▸ **Dataset extract**
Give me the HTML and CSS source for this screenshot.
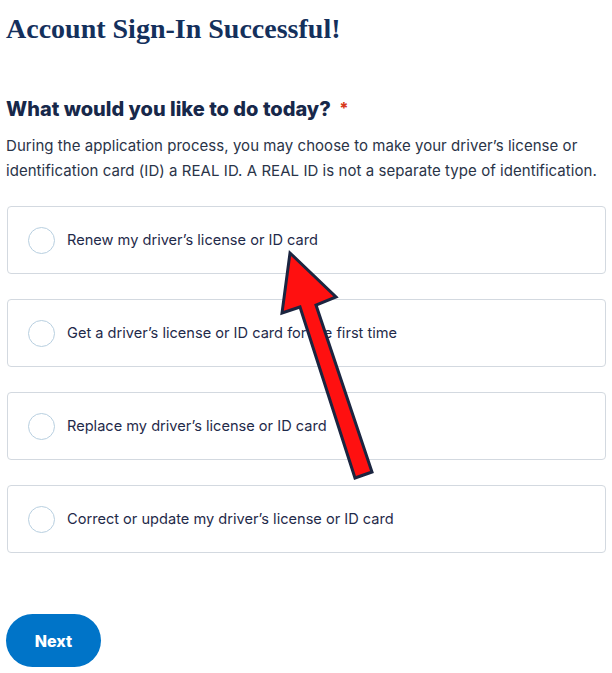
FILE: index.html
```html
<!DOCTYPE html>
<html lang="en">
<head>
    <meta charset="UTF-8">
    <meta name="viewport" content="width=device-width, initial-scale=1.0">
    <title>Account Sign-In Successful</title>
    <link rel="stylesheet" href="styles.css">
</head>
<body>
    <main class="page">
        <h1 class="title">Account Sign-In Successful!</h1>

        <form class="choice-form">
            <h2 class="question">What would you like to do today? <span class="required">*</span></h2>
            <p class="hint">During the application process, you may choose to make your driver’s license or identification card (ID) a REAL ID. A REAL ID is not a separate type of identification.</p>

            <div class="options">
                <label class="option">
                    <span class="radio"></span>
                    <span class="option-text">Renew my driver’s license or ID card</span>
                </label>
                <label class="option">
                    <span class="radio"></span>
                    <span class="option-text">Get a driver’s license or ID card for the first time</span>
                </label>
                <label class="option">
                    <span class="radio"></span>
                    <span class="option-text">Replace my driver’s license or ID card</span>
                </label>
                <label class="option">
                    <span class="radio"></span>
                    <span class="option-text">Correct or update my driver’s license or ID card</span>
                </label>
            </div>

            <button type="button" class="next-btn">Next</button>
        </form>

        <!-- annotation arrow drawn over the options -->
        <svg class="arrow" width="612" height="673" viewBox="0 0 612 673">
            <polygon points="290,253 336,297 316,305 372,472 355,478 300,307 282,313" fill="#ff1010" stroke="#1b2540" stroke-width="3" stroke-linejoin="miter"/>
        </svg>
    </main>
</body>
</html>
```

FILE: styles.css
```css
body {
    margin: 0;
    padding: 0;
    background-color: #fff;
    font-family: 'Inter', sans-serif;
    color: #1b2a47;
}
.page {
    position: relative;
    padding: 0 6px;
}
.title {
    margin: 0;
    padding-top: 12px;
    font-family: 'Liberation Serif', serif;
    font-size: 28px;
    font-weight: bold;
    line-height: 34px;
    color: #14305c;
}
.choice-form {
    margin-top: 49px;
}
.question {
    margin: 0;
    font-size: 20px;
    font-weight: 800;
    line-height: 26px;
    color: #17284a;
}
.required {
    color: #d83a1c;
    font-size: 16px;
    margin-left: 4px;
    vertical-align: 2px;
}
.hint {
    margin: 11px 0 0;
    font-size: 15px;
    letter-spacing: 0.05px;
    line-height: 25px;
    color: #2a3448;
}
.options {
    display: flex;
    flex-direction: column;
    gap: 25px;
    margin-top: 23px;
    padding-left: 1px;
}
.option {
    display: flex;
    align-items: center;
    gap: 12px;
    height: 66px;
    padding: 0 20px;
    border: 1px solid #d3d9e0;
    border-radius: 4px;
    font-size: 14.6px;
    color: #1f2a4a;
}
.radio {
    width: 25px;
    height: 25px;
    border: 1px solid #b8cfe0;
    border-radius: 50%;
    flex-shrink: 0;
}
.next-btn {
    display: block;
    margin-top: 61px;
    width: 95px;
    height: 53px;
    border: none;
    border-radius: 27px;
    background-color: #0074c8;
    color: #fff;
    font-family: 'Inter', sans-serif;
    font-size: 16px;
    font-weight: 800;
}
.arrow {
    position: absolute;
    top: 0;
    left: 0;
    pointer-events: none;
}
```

▸ **What the task requires**
Omit the pictures and output all of the other material exactly.

▸ **The completed task**
Give me the HTML and CSS source for this screenshot.
FILE: index.html
```html
<!DOCTYPE html>
<html lang="en">
<head>
    <meta charset="UTF-8">
    <meta name="viewport" content="width=device-width, initial-scale=1.0">
    <title>Account Sign-In Successful</title>
    <link rel="stylesheet" href="styles.css">
</head>
<body>
    <main class="page">
        <h1 class="title">Account Sign-In Successful!</h1>

        <form class="choice-form">
            <h2 class="question">What would you like to do today? <span class="required">*</span></h2>
            <p class="hint">During the application process, you may choose to make your driver’s license or identification card (ID) a REAL ID. A REAL ID is not a separate type of identification.</p>

            <div class="options">
                <label class="option">
                    <span class="radio"></span>
                    <span class="option-text">Renew my driver’s license or ID card</span>
                </label>
                <label class="option">
                    <span class="radio"></span>
                    <span class="option-text">Get a driver’s license or ID card for the first time</span>
                </label>
                <label class="option">
                    <span class="radio"></span>
                    <span class="option-text">Replace my driver’s license or ID card</span>
                </label>
                <label class="option">
                    <span class="radio"></span>
                    <span class="option-text">Correct or update my driver’s license or ID card</span>
                </label>
            </div>

            <button type="button" class="next-btn">Next</button>
        </form>

        <!-- annotation arrow drawn over the options -->
        <svg class="arrow" width="612" height="673" viewBox="0 0 612 673">
            <polygon points="290,253 336,297 316,305 372,472 355,478 300,307 282,313" fill="#ff1010" stroke="#1b2540" stroke-width="3" stroke-linejoin="miter"/>
        </svg>
    </main>
</body>
</html>
```

FILE: styles.css
```css
body {
    margin: 0;
    padding: 0;
    background-color: #fff;
    font-family: 'Inter', sans-serif;
    color: #1b2a47;
}
.page {
    position: relative;
    padding: 0 6px;
}
.title {
    margin: 0;
    padding-top: 12px;
    font-family: 'Liberation Serif', serif;
    font-size: 28px;
    font-weight: bold;
    line-height: 34px;
    color: #14305c;
}
.choice-form {
    margin-top: 49px;
}
.question {
    margin: 0;
    font-size: 20px;
    font-weight: 800;
    line-height: 26px;
    color: #17284a;
}
.required {
    color: #d83a1c;
    font-size: 16px;
    margin-left: 4px;
    vertical-align: 2px;
}
.hint {
    margin: 11px 0 0;
    font-size: 15px;
    letter-spacing: 0.05px;
    line-height: 25px;
    color: #2a3448;
}
.options {
    display: flex;
    flex-direction: column;
    gap: 25px;
    margin-top: 23px;
    padding-left: 1px;
}
.option {
    display: flex;
    align-items: center;
    gap: 12px;
    height: 66px;
    padding: 0 20px;
    border: 1px solid #d3d9e0;
    border-radius: 4px;
    font-size: 14.6px;
    color: #1f2a4a;
}
.radio {
    width: 25px;
    height: 25px;
    border: 1px solid #b8cfe0;
    border-radius: 50%;
    flex-shrink: 0;
}
.next-btn {
    display: block;
    margin-top: 61px;
    width: 95px;
    height: 53px;
    border: none;
    border-radius: 27px;
    background-color: #0074c8;
    color: #fff;
    font-family: 'Inter', sans-serif;
    font-size: 16px;
    font-weight: 800;
}
.arrow {
    position: absolute;
    top: 0;
    left: 0;
    pointer-events: none;
}
```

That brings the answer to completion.